#### [What you will do]
Where the string "that" occurs in the material below, report the whole line.

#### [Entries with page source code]
_ _ _ _

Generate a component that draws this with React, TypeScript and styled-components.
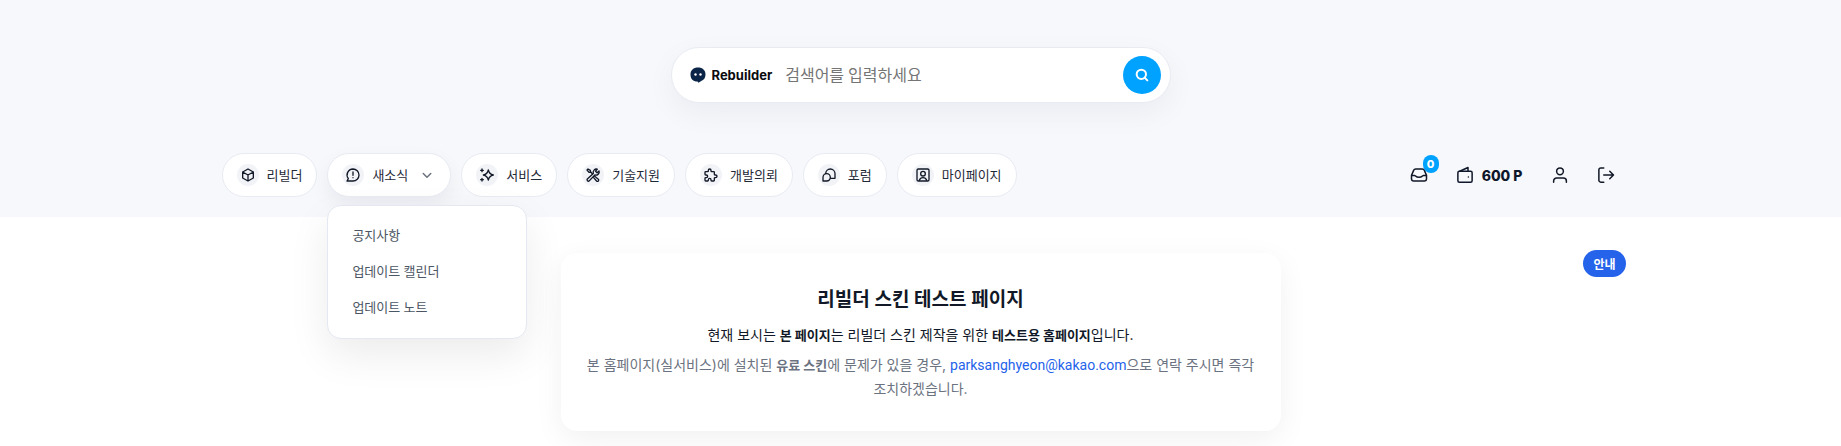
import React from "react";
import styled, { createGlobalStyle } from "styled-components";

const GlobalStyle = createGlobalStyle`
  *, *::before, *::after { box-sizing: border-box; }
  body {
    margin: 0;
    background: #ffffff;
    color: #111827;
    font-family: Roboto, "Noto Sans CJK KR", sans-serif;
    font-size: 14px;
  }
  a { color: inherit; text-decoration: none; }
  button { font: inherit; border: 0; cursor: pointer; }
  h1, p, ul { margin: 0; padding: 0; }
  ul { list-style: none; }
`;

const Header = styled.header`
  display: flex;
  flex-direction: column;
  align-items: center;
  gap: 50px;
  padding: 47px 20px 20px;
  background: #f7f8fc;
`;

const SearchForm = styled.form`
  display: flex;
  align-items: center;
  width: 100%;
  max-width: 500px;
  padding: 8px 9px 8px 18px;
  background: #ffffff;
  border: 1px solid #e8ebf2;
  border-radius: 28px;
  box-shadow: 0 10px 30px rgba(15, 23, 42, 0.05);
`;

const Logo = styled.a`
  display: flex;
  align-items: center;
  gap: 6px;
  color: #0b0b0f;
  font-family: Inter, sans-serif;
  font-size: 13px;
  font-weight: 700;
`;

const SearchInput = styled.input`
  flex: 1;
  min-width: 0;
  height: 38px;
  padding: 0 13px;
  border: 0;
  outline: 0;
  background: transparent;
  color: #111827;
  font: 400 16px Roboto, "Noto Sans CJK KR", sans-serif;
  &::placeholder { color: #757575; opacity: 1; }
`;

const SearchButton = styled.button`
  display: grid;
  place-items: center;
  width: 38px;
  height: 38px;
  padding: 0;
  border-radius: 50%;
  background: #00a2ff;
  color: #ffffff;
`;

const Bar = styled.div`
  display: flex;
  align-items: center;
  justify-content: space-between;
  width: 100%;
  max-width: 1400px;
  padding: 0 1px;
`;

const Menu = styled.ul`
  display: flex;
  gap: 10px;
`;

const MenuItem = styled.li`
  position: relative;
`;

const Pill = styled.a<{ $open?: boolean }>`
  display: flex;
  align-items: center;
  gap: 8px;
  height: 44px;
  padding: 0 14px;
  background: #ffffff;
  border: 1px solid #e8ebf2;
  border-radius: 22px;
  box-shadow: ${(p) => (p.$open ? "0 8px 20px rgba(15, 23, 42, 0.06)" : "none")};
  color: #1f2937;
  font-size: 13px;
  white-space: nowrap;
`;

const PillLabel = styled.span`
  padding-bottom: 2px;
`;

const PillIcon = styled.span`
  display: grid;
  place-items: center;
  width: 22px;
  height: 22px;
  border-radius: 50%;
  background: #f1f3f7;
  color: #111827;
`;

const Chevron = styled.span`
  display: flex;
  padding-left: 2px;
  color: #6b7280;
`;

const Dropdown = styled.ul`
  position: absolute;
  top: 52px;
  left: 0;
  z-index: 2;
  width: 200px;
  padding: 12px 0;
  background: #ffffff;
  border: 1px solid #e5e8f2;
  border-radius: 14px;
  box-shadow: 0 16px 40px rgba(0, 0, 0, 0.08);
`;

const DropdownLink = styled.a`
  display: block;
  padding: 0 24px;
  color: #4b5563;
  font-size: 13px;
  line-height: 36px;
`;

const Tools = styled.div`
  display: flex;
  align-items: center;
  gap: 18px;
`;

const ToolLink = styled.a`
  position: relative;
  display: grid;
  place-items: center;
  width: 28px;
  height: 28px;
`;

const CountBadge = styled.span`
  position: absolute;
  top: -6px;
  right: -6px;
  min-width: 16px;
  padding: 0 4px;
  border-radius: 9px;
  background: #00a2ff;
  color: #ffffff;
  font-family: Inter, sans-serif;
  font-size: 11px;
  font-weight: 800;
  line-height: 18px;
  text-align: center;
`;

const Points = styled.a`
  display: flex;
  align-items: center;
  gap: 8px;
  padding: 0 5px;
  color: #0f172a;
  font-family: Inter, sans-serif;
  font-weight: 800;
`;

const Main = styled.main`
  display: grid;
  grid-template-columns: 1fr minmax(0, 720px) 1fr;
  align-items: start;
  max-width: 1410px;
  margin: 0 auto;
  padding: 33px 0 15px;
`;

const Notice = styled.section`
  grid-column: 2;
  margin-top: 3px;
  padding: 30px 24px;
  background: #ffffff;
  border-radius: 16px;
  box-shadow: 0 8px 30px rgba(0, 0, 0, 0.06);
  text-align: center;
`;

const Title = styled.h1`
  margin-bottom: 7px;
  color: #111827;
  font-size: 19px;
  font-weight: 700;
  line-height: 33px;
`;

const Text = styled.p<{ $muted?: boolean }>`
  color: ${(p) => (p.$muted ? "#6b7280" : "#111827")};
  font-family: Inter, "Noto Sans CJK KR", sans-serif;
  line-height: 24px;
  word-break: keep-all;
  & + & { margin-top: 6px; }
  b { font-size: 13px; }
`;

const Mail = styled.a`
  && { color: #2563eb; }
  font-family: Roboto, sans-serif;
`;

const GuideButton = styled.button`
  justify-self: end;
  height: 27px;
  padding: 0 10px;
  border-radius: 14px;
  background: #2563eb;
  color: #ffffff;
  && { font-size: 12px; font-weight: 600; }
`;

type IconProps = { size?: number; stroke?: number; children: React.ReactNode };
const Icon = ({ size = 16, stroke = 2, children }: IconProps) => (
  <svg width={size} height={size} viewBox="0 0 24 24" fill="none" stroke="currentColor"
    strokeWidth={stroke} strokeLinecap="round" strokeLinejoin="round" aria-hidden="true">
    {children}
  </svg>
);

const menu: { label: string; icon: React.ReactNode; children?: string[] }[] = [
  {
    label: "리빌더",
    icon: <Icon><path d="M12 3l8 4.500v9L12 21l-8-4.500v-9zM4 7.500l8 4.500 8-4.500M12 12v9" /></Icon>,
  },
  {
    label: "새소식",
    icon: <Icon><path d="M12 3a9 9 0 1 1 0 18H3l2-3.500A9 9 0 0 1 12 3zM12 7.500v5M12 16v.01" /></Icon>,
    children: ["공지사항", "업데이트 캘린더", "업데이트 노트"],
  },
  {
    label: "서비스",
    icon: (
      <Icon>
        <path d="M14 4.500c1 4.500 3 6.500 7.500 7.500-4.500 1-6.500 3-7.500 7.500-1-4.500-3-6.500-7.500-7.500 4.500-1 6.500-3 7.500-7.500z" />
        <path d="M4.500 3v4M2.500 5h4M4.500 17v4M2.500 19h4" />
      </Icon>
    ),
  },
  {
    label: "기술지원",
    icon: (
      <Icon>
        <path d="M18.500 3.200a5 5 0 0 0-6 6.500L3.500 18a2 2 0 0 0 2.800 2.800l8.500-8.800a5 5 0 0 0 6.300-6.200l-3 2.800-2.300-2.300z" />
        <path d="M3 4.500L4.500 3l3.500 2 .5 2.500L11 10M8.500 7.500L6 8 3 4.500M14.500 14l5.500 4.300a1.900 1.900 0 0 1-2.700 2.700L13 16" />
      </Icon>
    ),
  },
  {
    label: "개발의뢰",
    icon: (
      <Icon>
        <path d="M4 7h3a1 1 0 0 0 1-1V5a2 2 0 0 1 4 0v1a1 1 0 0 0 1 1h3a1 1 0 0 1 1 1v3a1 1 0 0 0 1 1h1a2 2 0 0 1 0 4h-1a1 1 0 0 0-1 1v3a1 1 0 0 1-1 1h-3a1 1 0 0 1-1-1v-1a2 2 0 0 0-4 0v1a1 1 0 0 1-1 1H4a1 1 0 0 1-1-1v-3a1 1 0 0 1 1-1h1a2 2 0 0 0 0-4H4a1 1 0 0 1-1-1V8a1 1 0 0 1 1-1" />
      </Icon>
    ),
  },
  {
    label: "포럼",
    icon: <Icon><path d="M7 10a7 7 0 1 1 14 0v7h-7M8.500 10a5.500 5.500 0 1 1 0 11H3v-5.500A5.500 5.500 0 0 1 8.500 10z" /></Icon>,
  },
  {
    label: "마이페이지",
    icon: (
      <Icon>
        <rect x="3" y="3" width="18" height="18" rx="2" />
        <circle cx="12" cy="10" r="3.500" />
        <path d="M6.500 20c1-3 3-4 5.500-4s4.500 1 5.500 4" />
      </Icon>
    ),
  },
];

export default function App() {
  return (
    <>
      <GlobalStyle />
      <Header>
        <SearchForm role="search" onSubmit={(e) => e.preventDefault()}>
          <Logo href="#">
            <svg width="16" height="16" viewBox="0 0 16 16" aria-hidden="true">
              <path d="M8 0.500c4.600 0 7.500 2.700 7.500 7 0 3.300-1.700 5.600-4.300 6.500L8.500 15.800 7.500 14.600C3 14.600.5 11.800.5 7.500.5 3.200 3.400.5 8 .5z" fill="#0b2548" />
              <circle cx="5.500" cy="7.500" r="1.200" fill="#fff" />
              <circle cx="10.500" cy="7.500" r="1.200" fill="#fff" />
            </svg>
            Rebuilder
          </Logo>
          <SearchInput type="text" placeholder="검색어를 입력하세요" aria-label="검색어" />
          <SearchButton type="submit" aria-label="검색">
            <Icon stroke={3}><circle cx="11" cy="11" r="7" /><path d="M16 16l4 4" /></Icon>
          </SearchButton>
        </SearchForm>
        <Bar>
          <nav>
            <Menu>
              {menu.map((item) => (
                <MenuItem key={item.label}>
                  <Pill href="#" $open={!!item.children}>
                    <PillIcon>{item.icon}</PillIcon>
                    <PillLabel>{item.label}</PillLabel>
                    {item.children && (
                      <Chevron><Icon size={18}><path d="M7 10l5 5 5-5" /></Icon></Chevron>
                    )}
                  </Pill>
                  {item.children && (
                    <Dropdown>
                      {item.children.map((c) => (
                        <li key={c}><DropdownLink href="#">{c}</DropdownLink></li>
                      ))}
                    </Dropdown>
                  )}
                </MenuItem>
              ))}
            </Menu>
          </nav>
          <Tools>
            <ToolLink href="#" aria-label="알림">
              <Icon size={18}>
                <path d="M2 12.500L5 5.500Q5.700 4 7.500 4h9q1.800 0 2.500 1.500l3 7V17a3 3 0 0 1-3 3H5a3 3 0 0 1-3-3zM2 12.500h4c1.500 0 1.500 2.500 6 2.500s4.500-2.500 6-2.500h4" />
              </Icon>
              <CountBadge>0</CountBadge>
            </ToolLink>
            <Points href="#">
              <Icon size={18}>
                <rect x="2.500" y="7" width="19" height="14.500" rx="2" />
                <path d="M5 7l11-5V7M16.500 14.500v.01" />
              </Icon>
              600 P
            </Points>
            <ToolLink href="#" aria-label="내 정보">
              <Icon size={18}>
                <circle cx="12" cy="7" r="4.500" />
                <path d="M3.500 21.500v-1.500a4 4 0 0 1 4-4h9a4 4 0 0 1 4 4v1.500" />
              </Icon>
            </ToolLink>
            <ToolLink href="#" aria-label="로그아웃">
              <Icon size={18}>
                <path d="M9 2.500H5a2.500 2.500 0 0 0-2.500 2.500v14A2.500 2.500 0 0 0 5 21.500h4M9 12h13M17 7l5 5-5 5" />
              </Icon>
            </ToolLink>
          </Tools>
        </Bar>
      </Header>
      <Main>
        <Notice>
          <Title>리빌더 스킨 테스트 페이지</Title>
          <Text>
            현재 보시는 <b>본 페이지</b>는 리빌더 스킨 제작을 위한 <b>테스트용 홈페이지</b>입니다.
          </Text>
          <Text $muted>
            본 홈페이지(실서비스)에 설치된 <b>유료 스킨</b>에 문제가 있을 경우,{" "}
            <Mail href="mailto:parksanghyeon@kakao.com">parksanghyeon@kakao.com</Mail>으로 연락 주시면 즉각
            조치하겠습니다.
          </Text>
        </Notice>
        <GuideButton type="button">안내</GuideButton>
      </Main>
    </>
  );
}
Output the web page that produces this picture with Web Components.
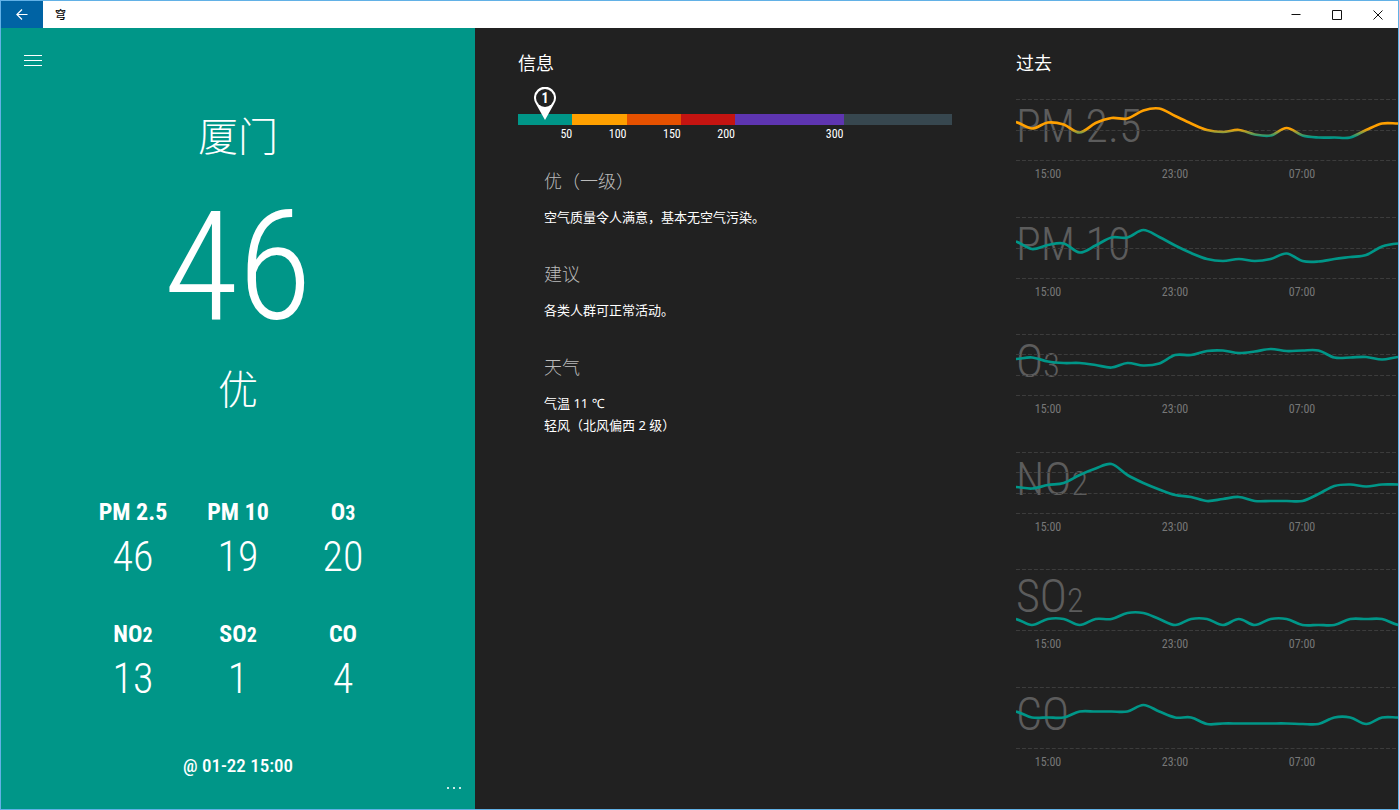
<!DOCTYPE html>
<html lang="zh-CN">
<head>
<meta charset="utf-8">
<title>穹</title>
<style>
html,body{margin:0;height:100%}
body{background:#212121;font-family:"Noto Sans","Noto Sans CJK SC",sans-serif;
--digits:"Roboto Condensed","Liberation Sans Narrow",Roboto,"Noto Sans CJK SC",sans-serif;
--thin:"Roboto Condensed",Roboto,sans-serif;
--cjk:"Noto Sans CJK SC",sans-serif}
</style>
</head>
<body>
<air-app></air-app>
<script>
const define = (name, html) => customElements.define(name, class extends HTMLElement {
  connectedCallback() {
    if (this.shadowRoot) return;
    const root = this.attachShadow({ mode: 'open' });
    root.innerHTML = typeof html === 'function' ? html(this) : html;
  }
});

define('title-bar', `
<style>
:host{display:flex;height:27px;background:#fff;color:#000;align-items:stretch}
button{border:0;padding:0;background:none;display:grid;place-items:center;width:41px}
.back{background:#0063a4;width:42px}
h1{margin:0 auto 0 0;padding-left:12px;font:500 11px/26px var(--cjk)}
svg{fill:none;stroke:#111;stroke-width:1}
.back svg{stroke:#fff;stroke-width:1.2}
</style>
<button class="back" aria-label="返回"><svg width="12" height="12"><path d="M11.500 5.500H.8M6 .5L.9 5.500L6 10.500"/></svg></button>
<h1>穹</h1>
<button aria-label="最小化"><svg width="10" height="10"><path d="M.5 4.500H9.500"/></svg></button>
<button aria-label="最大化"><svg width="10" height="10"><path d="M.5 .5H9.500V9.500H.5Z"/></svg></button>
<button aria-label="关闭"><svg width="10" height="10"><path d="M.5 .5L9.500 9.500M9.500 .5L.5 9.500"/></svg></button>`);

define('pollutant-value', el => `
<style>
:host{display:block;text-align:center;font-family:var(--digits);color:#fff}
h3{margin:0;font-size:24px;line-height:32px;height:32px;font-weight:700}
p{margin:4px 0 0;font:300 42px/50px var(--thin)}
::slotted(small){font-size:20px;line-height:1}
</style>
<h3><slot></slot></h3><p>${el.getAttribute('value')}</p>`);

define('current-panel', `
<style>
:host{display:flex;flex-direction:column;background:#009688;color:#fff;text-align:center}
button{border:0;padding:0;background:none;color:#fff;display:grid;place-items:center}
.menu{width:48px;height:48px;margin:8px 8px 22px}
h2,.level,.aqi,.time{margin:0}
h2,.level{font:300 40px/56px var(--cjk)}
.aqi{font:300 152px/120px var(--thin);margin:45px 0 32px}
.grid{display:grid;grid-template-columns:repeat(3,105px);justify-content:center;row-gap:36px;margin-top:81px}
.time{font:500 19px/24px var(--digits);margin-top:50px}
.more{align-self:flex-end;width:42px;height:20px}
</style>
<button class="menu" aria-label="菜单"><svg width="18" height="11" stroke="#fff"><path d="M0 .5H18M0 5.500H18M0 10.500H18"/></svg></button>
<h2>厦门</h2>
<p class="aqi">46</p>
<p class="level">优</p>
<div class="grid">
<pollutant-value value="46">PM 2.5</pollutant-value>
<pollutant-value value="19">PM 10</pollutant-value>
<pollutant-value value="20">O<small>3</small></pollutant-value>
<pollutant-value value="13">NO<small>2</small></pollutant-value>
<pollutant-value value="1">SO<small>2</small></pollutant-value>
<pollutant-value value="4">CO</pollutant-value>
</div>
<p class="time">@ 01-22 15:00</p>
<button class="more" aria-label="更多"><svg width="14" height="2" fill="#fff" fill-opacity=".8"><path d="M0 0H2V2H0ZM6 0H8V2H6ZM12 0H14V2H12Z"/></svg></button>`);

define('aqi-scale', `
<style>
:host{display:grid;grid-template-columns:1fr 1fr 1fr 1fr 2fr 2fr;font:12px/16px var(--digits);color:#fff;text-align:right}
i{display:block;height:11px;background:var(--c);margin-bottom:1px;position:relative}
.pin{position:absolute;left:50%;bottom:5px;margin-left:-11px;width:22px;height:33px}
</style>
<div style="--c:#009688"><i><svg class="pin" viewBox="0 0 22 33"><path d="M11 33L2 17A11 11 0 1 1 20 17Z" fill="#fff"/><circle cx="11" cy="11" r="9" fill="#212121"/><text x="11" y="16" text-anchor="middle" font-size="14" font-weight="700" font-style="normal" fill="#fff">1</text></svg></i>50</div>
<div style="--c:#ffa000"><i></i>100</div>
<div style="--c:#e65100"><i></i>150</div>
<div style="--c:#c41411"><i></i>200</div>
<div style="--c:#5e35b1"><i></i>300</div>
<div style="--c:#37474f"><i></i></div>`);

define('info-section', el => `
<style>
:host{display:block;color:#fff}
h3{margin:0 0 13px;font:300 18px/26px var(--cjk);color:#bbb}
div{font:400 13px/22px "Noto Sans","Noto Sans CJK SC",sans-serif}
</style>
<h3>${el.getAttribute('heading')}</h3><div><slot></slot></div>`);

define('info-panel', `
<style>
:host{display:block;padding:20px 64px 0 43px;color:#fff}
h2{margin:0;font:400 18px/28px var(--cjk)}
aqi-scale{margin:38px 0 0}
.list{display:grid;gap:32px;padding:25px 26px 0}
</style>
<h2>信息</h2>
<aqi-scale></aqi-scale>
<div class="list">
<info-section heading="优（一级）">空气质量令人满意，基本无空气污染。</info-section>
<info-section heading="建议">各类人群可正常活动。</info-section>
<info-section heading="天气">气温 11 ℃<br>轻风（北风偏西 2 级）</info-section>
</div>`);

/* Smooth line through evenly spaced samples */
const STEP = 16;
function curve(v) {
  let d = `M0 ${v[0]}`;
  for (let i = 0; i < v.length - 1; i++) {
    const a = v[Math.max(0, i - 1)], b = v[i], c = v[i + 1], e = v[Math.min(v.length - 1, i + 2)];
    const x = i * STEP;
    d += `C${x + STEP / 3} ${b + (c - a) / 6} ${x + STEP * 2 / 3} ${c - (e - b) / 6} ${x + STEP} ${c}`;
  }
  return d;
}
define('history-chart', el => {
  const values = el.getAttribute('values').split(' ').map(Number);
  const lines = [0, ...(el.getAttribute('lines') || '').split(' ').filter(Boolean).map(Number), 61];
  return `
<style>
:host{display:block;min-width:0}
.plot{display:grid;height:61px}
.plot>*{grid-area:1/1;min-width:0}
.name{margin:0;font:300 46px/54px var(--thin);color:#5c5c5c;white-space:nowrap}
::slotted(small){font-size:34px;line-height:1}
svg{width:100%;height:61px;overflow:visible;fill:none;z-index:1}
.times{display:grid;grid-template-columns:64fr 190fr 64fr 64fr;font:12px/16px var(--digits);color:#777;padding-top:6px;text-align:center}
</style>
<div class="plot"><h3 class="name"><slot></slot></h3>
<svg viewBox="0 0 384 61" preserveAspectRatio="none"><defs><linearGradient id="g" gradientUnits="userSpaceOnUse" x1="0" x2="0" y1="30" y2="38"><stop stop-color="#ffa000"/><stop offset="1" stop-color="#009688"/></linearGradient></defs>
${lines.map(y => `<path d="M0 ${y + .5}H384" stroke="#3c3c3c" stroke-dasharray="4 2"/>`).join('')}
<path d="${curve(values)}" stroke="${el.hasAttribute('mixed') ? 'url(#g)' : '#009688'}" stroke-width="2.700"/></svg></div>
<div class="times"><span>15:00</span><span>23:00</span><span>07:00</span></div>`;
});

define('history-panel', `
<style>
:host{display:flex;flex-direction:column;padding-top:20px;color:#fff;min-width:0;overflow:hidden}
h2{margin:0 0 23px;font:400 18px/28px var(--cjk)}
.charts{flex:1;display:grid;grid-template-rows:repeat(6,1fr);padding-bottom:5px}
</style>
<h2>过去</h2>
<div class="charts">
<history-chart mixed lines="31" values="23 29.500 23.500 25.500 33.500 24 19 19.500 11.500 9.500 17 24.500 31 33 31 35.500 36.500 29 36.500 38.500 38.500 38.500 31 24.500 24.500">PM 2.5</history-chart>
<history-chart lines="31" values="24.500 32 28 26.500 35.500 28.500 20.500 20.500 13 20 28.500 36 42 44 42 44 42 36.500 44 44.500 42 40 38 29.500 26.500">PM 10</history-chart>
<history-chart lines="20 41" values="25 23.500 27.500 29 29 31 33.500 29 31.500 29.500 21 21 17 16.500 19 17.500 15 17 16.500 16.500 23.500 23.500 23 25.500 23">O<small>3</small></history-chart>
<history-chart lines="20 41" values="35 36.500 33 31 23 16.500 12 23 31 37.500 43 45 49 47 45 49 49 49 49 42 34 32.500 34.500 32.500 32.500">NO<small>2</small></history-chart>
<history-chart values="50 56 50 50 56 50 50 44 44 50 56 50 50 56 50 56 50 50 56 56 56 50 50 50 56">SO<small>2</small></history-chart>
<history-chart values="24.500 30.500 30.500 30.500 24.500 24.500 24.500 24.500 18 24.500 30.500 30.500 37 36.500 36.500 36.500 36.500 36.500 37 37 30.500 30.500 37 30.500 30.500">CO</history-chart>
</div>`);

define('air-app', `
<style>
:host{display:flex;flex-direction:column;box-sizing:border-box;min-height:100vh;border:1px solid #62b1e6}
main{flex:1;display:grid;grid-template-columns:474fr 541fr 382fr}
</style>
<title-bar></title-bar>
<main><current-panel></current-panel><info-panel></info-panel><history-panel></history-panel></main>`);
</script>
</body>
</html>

_ _ _ _

#### [Solution to the exercise]
Generate a component that draws this with React, TypeScript and styled-components.
Output the web page that produces this picture with Web Components.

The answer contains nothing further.